_Data rows_:
###

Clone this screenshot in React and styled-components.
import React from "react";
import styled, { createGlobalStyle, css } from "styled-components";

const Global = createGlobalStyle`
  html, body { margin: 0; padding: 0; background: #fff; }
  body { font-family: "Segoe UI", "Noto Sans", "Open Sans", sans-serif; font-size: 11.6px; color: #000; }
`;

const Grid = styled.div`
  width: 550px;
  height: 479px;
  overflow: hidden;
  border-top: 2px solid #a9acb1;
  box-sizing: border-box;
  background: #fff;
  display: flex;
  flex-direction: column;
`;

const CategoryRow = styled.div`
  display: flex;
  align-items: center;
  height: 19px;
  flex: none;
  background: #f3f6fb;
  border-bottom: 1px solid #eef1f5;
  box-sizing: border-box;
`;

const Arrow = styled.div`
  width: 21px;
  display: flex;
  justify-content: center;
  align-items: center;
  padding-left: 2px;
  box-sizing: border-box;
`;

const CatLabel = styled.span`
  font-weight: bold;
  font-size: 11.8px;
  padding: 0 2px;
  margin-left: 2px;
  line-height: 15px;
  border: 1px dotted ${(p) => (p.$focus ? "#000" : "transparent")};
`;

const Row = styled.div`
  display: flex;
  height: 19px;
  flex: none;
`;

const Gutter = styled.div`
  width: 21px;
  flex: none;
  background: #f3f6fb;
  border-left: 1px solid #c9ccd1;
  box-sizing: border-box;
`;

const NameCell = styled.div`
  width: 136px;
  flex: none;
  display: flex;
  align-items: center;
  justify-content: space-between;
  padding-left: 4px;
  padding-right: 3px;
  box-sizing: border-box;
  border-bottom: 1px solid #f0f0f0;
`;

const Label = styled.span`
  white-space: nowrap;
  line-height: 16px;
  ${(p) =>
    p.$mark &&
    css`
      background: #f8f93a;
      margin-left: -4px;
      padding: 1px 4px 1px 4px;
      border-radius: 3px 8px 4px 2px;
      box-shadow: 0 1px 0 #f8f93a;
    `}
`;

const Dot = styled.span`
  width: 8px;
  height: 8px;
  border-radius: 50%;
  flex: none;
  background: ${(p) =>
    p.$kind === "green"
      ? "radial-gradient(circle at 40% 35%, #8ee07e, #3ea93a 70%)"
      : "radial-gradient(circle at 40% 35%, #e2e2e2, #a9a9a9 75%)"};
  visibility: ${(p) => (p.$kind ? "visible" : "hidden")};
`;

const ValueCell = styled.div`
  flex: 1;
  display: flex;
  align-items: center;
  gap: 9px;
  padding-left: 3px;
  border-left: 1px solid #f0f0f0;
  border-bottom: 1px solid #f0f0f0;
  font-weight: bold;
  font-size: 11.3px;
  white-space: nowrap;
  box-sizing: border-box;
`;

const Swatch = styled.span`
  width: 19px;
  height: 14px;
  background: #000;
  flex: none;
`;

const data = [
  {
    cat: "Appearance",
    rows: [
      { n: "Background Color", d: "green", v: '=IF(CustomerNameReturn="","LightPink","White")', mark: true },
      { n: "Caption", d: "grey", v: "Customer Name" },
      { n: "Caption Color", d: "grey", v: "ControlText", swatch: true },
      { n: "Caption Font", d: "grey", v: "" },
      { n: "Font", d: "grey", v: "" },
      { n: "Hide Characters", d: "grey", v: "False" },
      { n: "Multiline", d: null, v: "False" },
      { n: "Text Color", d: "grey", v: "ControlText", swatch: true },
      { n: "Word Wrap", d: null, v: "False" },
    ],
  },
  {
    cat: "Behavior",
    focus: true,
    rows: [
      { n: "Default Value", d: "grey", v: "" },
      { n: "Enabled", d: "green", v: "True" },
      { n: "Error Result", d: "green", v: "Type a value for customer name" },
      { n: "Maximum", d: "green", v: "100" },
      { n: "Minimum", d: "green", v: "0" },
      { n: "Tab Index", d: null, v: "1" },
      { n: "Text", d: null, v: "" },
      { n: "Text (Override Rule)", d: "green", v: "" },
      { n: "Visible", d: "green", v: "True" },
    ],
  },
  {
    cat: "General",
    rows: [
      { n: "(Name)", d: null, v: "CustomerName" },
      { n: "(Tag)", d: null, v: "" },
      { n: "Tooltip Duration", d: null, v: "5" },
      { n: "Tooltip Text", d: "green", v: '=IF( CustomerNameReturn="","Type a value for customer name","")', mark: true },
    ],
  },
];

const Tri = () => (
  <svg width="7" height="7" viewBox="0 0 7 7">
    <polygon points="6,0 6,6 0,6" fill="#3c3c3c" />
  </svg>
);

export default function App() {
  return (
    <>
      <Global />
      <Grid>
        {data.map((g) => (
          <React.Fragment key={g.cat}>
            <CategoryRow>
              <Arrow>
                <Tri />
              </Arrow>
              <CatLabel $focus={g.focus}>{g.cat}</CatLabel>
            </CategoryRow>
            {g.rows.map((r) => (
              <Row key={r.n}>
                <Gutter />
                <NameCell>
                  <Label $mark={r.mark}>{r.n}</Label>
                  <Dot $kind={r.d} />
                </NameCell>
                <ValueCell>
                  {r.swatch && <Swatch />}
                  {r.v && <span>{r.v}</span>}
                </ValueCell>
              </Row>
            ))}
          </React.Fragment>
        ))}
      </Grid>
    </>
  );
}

###

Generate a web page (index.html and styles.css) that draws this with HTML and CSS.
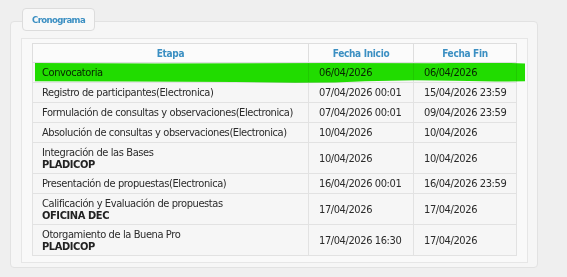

###

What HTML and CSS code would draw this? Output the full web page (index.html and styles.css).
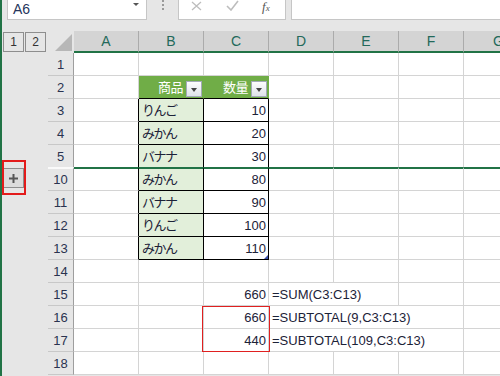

###

_What to work on_: Give the number of lines in the material above that have the word "html" in them, and nothing more.

_Result below_: 3